As for the speed flatmating event, it was at a pub in Hammersmith, and you could barely hear people. I’m not sure how I made it through in one piece without having a breakdown considering I didn’t have any lorazepam today, but here I am, still alive! Despite getting in cars with strangers. (Okay, with one stranger, who was bemused/amused by my paranoia when I said I’d rather go back by tube then get in a car with her and her husband, who was coming to pick her up. Look — look, I gave her my blog URL, so maybe I shouldn’t say this, but I was paranoid about going back with her at all. I’ve been paranoid about just about every flat viewing I’ve done on my own, and some I did with Annemari. I don’t think it’s that unfounded. There’s reasonable self-preservation to it, not just anxiety.)

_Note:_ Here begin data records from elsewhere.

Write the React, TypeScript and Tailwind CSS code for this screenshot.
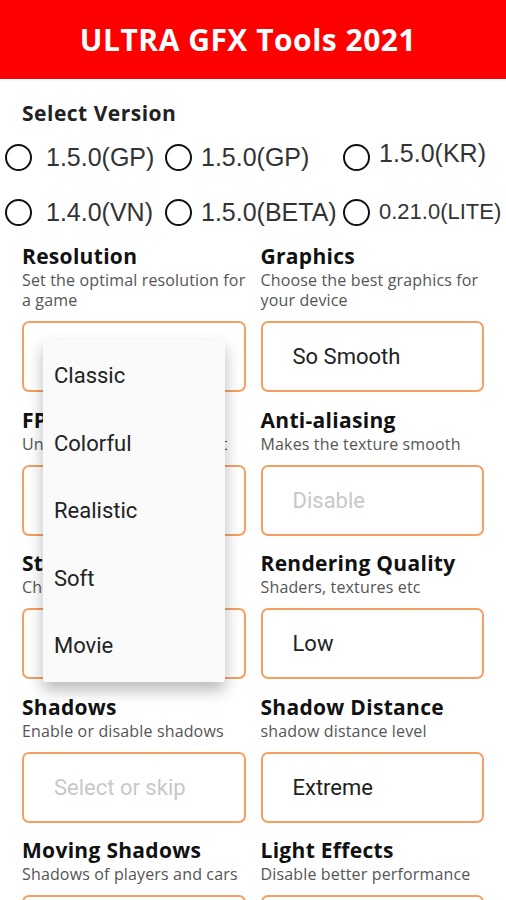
import { useState } from "react";

const versions = [
  { label: "1.5.0(GP)", text: "text-[25px]" },
  { label: "1.5.0(GP)", text: "text-[25px]" },
  { label: "1.5.0(KR)", text: "text-[25px] -mt-[7px]" },
  { label: "1.4.0(VN)", text: "text-[25px]" },
  { label: "1.5.0(BETA)", text: "text-[25px]" },
  { label: "0.21.0(LITE)", text: "text-[22px]" },
];

const fields = [
  {
    title: "Resolution",
    desc: "Set the optimal resolution for a game",
    value: "",
    placeholder: false,
  },
  {
    title: "Graphics",
    desc: "Choose the best graphics for your device",
    value: "So Smooth",
    placeholder: false,
  },
  {
    title: "FPS",
    desc: "Unlock the max frame limit",
    value: "",
    placeholder: false,
  },
  {
    title: "Anti-aliasing",
    desc: "Makes the texture smooth",
    value: "Disable",
    placeholder: true,
  },
  {
    title: "Style",
    desc: "Choose the game style",
    value: "",
    placeholder: false,
  },
  {
    title: "Rendering Quality",
    desc: "Shaders, textures etc",
    value: "Low",
    placeholder: false,
  },
  {
    title: "Shadows",
    desc: "Enable or disable shadows",
    value: "Select or skip",
    placeholder: true,
  },
  {
    title: "Shadow Distance",
    desc: "shadow distance level",
    value: "Extreme",
    placeholder: false,
  },
  {
    title: "Moving Shadows",
    desc: "Shadows of players and cars",
    value: "",
    placeholder: false,
  },
  {
    title: "Light Effects",
    desc: "Disable better performance",
    value: "",
    placeholder: false,
  },
];

const styles = ["Classic", "Colorful", "Realistic", "Soft", "Movie"];

export default function App() {
  const [version, setVersion] = useState(-1);

  return (
    <div className="relative h-[900px] w-[506px] overflow-hidden bg-white">
      <div className="flex h-[79px] items-center justify-center bg-[#fe0000] pr-[10px]">
        <h1 className="font-['Open_Sans',sans-serif] text-[30px] font-bold tracking-[0.5px] text-white">
          ULTRA GFX Tools 2021
        </h1>
      </div>

      <div className="pt-[22px]">
        <h2 className="px-[22px] font-['Open_Sans',sans-serif] text-[21px] font-bold leading-[24px] tracking-[0.5px] text-[#222]">
          Select Version
        </h2>

        <div className="mt-[12px] grid grid-cols-[160px_178px_1fr] gap-y-[15px] pl-[5px]">
          {versions.map((v, i) => (
            <button
              key={i}
              onClick={() => setVersion(i)}
              className={`flex h-[40px] items-center text-left ${
                i === 0 || i === 3 ? "gap-[14px]" : "gap-[9px]"
              }`}
            >
              <span className="flex h-[27px] w-[27px] shrink-0 items-center justify-center rounded-full border-[2px] border-[#111]">
                {version === i && (
                  <span className="h-[13px] w-[13px] rounded-full bg-[#111]" />
                )}
              </span>
              <span
                className={`font-['Liberation_Sans',Arial,sans-serif] leading-none text-[#333] ${v.text}`}
              >
                {v.label}
              </span>
            </button>
          ))}
        </div>

        <div className="mt-[12px] grid grid-cols-2 gap-x-[15px] gap-y-[15.5px] px-[22px]">
          {fields.map((f) => (
            <div key={f.title} className="flex flex-col">
              <div className="whitespace-nowrap font-['Open_Sans',sans-serif] text-[21px] font-bold leading-[24px] tracking-[0.3px] text-[#111]">
                {f.title}
              </div>
              <div className="mt-[2px] font-['Open_Sans',sans-serif] text-[16px] leading-[20px] tracking-[0.15px] text-[#555]">
                {f.desc}
              </div>
              <div className="mt-auto pt-[11px]">
                <div className="flex h-[71px] items-center rounded-[7px] border-2 border-[#f5a062] pl-[30px]">
                  <span
                    className={`font-['Roboto',sans-serif] text-[22px] ${
                      f.placeholder ? "text-[#c8c8c8]" : "text-[#222]"
                    }`}
                  >
                    {f.value}
                  </span>
                </div>
              </div>
            </div>
          ))}
        </div>
      </div>

      <div className="absolute left-[43px] top-[340px] w-[182px] rounded-[2px] bg-[#fafafa] py-[2px] shadow-[0_8px_16px_rgba(0,0,0,0.28)]">
        {styles.map((s) => (
          <div
            key={s}
            className="flex h-[67.5px] items-center pl-[11px] font-['Roboto',sans-serif] text-[22px] text-[#222]"
          >
            {s}
          </div>
        ))}
      </div>
    </div>
  );
}
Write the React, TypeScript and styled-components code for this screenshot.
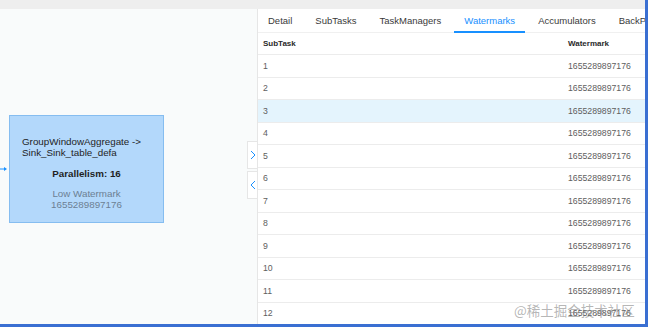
import React from "react";
import styled, { createGlobalStyle } from "styled-components";

const Global = createGlobalStyle`
  html, body { margin: 0; padding: 0; overflow: hidden; background: #ffffff; }
  body { font-family: "Liberation Sans", Arial, sans-serif; }
`;

const Frame = styled.div`
  width: 648px;
  height: 327px;
  box-sizing: border-box;
  border-right: 3px solid #3a6fd2;
  border-bottom: 3px solid #3a6fd2;
  display: flex;
  flex-direction: column;
  overflow: hidden;
  position: relative;
`;

const TopBar = styled.div`
  height: 9px;
  flex: none;
  background: #eeeeee;
`;

const Body = styled.div`
  flex: 1;
  display: flex;
  min-height: 0;
`;

const Canvas = styled.div`
  width: 257px;
  flex: none;
  position: relative;
  background: #f9fbfb;
`;

const Node = styled.div`
  position: absolute;
  left: 9px;
  top: 106px;
  width: 155px;
  height: 108px;
  box-sizing: border-box;
  background: #b3d8fb;
  border: 1px solid #86bdf0;
  padding: 21px 0 0 12px;
  display: flex;
  flex-direction: column;
  font-size: 9.8px;
  color: #1f1f1f;
`;

const NodeTitle = styled.div`
  line-height: 10.5px;
`;

const NodeCenter = styled.div<{ $mt: number; $bold?: boolean; $muted?: boolean }>`
  margin-top: ${(p) => p.$mt}px;
  margin-left: -12px;
  text-align: center;
  line-height: 11.5px;
  font-weight: ${(p) => (p.$bold ? 700 : 400)};
  color: ${(p) => (p.$muted ? "#6c7f93" : "#1f1f1f")};
`;

const EdgeArrow = styled.svg`
  position: absolute;
  left: 0;
  top: 157px;
`;

const Handles = styled.div`
  position: absolute;
  right: 0;
  top: 132px;
  display: flex;
  flex-direction: column;
  gap: 2px;
`;

const Handle = styled.div`
  width: 10px;
  height: 28px;
  box-sizing: border-box;
  background: #ffffff;
  border: 1px solid #e6e6e6;
  border-right: none;
  display: flex;
  align-items: center;
  justify-content: center;
`;

const Panel = styled.div`
  flex: 1;
  min-width: 0;
  border-left: 1px solid #e6e6e6;
  background: #ffffff;
  display: flex;
  flex-direction: column;
  overflow: hidden;
`;

const Tabs = styled.div`
  height: 24px;
  flex: none;
  display: flex;
  gap: 3px;
  border-bottom: 1px solid #f0f0f0;
  box-sizing: border-box;
  white-space: nowrap;
`;

const Tab = styled.div<{ $active?: boolean }>`
  padding: 0 10px;
  font-size: 9.5px;
  line-height: 23px;
  color: ${(p) => (p.$active ? "#1890ff" : "#3a3a3a")};
  border-bottom: 2px solid ${(p) => (p.$active ? "#1890ff" : "transparent")};
  margin-bottom: -1px;
`;

const Row = styled.div<{ $head?: boolean; $hl?: boolean }>`
  display: grid;
  grid-template-columns: 305px 1fr;
  height: ${(p) => (p.$head ? "22px" : "22.5px")};
  align-items: center;
  box-sizing: border-box;
  border-bottom: 1px solid #ececec;
  background: ${(p) => (p.$hl ? "#e4f4fd" : "#ffffff")};
  font-size: ${(p) => (p.$head ? "8px" : "8.7px")};
  font-weight: ${(p) => (p.$head ? 700 : 400)};
  color: ${(p) => (p.$head ? "#2a2a2a" : "#5e5e5e")};
  flex: none;
`;

const Cell = styled.div`
  padding-left: 5px;
  white-space: nowrap;
`;

const Mark = styled.div`
  position: absolute;
  left: 514px;
  top: 302px;
  font-family: "Noto Sans CJK SC", sans-serif;
  font-size: 13.5px;
  line-height: 16px;
  color: rgba(120, 120, 120, 0.55);
  pointer-events: none;
`;

const rows = Array.from({ length: 12 }, (_, i) => i + 1);

const Chevron = ({ dir }: { dir: "left" | "right" }) => (
  <svg width="6" height="10" viewBox="0 0 6 10">
    <path
      d={dir === "right" ? "M1 1 L5 5 L1 9" : "M5 1 L1 5 L5 9"}
      fill="none"
      stroke="#1890ff"
      strokeWidth="1"
    />
  </svg>
);

export default function App() {
  return (
    <Frame>
      <Global />
      <TopBar />
      <Body>
        <Canvas>
          <EdgeArrow width="8" height="6" viewBox="0 0 8 6">
            <line x1="0" y1="3" x2="5" y2="3" stroke="#1890ff" strokeWidth="1" />
            <path d="M4 1 L7 3 L4 5 Z" fill="#1890ff" />
          </EdgeArrow>
          <Node>
            <NodeTitle>GroupWindowAggregate -&gt;</NodeTitle>
            <NodeTitle>Sink_Sink_table_defa</NodeTitle>
            <NodeCenter $mt={10} $bold>
              Parallelism: 16
            </NodeCenter>
            <NodeCenter $mt={8} $muted>
              Low Watermark
            </NodeCenter>
            <NodeCenter $mt={0} $muted>
              1655289897176
            </NodeCenter>
          </Node>
          <Handles>
            <Handle>
              <Chevron dir="right" />
            </Handle>
            <Handle>
              <Chevron dir="left" />
            </Handle>
          </Handles>
        </Canvas>
        <Panel>
          <Tabs>
            <Tab>Detail</Tab>
            <Tab>SubTasks</Tab>
            <Tab>TaskManagers</Tab>
            <Tab $active>Watermarks</Tab>
            <Tab>Accumulators</Tab>
            <Tab>BackPressure</Tab>
          </Tabs>
          <Row $head>
            <Cell>SubTask</Cell>
            <Cell>Watermark</Cell>
          </Row>
          {rows.map((n) => (
            <Row key={n} $hl={n === 3}>
              <Cell>{n}</Cell>
              <Cell>1655289897176</Cell>
            </Row>
          ))}
        </Panel>
      </Body>
      <Mark>@稀土掘金技术社区</Mark>
    </Frame>
  );
}
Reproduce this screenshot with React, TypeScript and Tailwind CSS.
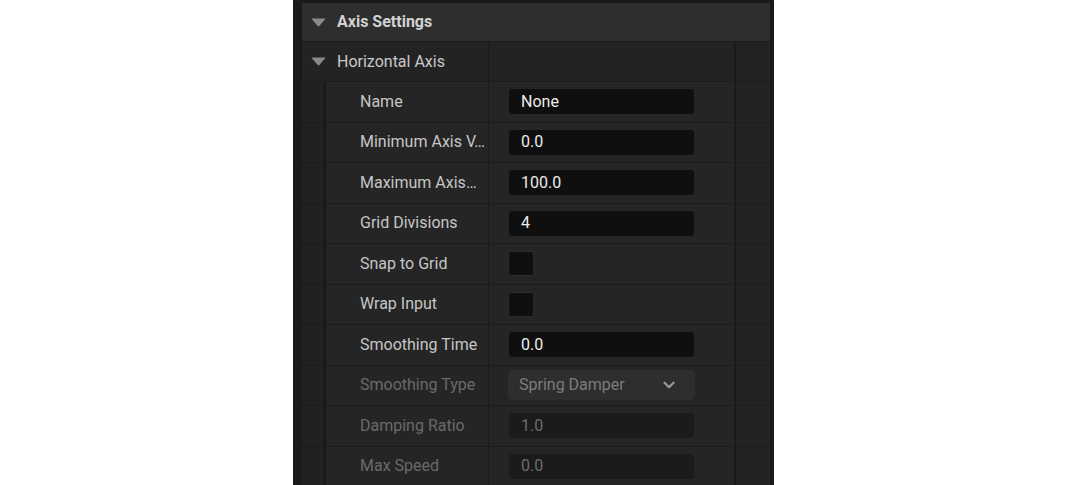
import { ChevronDown } from 'lucide-react'

type Row = {
  label: string
  kind: 'text' | 'check' | 'select'
  value?: string
  disabled?: boolean
}

const ROWS: Row[] = [
  { label: 'Name', kind: 'text', value: 'None' },
  { label: 'Minimum Axis V…', kind: 'text', value: '0.0' },
  { label: 'Maximum Axis…', kind: 'text', value: '100.0' },
  { label: 'Grid Divisions', kind: 'text', value: '4' },
  { label: 'Snap to Grid', kind: 'check' },
  { label: 'Wrap Input', kind: 'check' },
  { label: 'Smoothing Time', kind: 'text', value: '0.0' },
  { label: 'Smoothing Type', kind: 'select', value: 'Spring Damper', disabled: true },
  { label: 'Damping Ratio', kind: 'text', value: '1.0', disabled: true },
  { label: 'Max Speed', kind: 'text', value: '0.0', disabled: true },
]

function Arrow() {
  return (
    <svg width="15" height="9" viewBox="0 0 15 9" className="shrink-0">
      <path d="M1.2 0.5 H13.8 Q14.8 0.5 14.1 1.3 L8.3 8 Q7.5 8.8 6.7 8 L0.9 1.3 Q0.2 0.5 1.2 0.5 Z" fill="#8a8a8a" />
    </svg>
  )
}

function ValueCell({ row }: { row: Row }) {
  if (row.kind === 'check') {
    return <div className="w-[26px] h-[25px] rounded-[3px] bg-[#0f0f0f] border border-[#2c2c2c]" />
  }
  if (row.kind === 'select') {
    return (
      <div className="w-[187px] h-[30px] rounded-[5px] bg-[#2e2e2e] flex items-center justify-between pl-[11px] pr-[17px]">
        <span className="text-[#7c7c7c]">{row.value}</span>
        <ChevronDown className="w-[18px] h-[18px] text-[#9a9a9a]" strokeWidth={3} />
      </div>
    )
  }
  return (
    <div
      className={`w-[187px] h-[27px] rounded-[4px] flex items-center px-[12px] border ${
        row.disabled ? 'bg-[#1b1b1b] border-[#262626] text-[#6e6e6e]' : 'bg-[#0f0f0f] border-[#262626] text-[#ececec]'
      }`}
    >
      {row.value}
    </div>
  )
}

export default function App() {
  return (
    <div className="w-full h-[485px] bg-white overflow-hidden" style={{ fontFamily: 'Roboto, "Noto Sans", sans-serif' }}>
      <div className="ml-[293px] w-[481px] h-full bg-[#1a1a1a] pt-[3px] pl-[9px] pr-[4px] text-[16px]">
        {/* Category header */}
        <div className="h-[38px] bg-[#2e2e2e] flex items-center gap-[11px] pl-[9px]">
          <Arrow />
          <span className="font-bold text-[#d2d2d2]">Axis Settings</span>
        </div>

        {/* Sub group */}
        <div className="mt-[1px] h-[39px] flex">
          <div className="w-[187px] bg-[#232323] flex items-center gap-[11px] pl-[9px] border-r border-[#1a1a1a]">
            <Arrow />
            <span className="text-[#cacaca]">Horizontal Axis</span>
          </div>
          <div className="w-[247px] bg-[#232323] border-r-2 border-[#1a1a1a]" />
          <div className="flex-1 bg-[#222222]" />
        </div>

        {/* Properties */}
        <div className="flex flex-col">
          {ROWS.map((row) => (
            <div key={row.label} className="h-[40.5px] flex border-t border-[#1b1b1b]">
              <div className="w-[21px] bg-[#212121]" />
              <div className="w-[3px] bg-[#1a1a1a]" />
              <div
                className={`w-[163px] bg-[#252525] flex items-center pl-[34px] whitespace-nowrap overflow-hidden border-r border-[#1a1a1a] ${
                  row.disabled ? 'text-[#6a6a6a]' : 'text-[#c6c6c6]'
                }`}
              >
                {row.label}
              </div>
              <div className="w-[247px] bg-[#252525] flex items-center pl-[19px] border-r-2 border-[#1a1a1a]">
                <ValueCell row={row} />
              </div>
              <div className="flex-1 bg-[#222222]" />
            </div>
          ))}
        </div>
      </div>
    </div>
  )
}
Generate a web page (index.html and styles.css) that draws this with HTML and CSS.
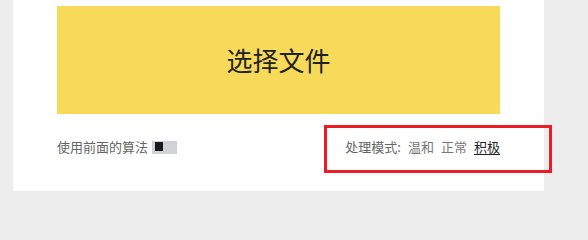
FILE: index.html
```html
<!DOCTYPE html>
<html lang="zh-CN">
<head>
<meta charset="utf-8">
<title>选择文件</title>
<link rel="stylesheet" href="styles.css">
</head>
<body>
<div class="panel">
  <button class="picker" type="button">选择文件</button>
  <div class="options">
    <label class="legacy">
      <span>使用前面的算法</span>
      <span class="toggle"><span class="knob"></span></span>
    </label>
    <div class="modes">
      <span class="modes-label">处理模式:</span>
      <a class="mode">温和</a>
      <a class="mode">正常</a>
      <a class="mode active">积极</a>
    </div>
  </div>
</div>
<div class="highlight"></div>
</body>
</html>
```
FILE: styles.css
```css
html, body {
  margin: 0;
  padding: 0;
}
body {
  background: #ededed;
  width: 588px;
  height: 224px;
  position: relative;
  overflow: hidden;
  font-family: "Noto Sans CJK SC", "Noto Sans", sans-serif;
}
.panel {
  margin-left: 13px;
  width: 443px;
  height: 185px;
  padding: 6px 44px 0 44px;
  background: #ffffff;
}
.picker {
  display: flex;
  align-items: center;
  justify-content: center;
  width: 443px;
  height: 108px;
  margin: 0;
  padding: 0;
  border: none;
  background: #f7da5a;
  color: #222222;
  font-family: "Noto Sans CJK SC", sans-serif;
  font-size: 26px;
  line-height: 1;
}
.options {
  display: flex;
  justify-content: space-between;
  align-items: center;
  margin-top: 24px;
  height: 18px;
  font-size: 13px;
  line-height: 18px;
  color: #666666;
}
.legacy {
  display: flex;
  align-items: center;
  gap: 4px;
}
.toggle {
  display: flex;
  width: 25px;
  height: 13px;
  background: #d0d2d5;
  box-sizing: border-box;
  padding: 1px 0 0 3px;
}
.knob {
  width: 8px;
  height: 9px;
  background: #1a1a1a;
}
.modes {
  display: flex;
  align-items: center;
  gap: 7px;
}
.mode {
  color: #777777;
  text-decoration: none;
}
.mode.active {
  color: #222222;
  text-decoration: underline;
  text-underline-offset: 2px;
}
.highlight {
  position: absolute;
  left: 324px;
  top: 125px;
  width: 222px;
  height: 42px;
  border: 3px solid #ec1c24;
}
```
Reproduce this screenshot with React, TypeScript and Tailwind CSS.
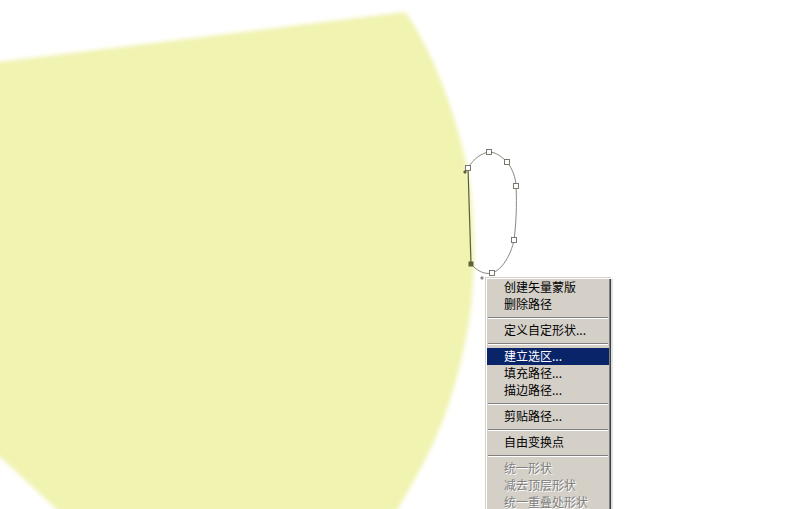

Maybe my social anxiety has just flatlined. I don’t know. I wasn’t thriving on it, I didn’t enjoy it, certain people I talked to — or who talked to me — made me feel awkward — or extremely uneasy — but I got through it, and I’m okay, it seems.
Tomorrow, I’m taking some of my luggage to Streatham, and on Thursday I’m moving in. I have a lovely shipment coming to me as a review sample pack, and I’m very excited about showing you. I’ll be alone for a week, and I’m very excited about that, too.
I also have a flat viewing in Brixton, and maybe I’ll have something lined up by the end of the weekend. I want to focus on finding work — preferably full-time — and doing work, too. It needs to be priority #1, not #2.
And honestly, I just fucking hate flathunting, so the sooner — and the longer — I can stop worrying about it, the happier I’ll be.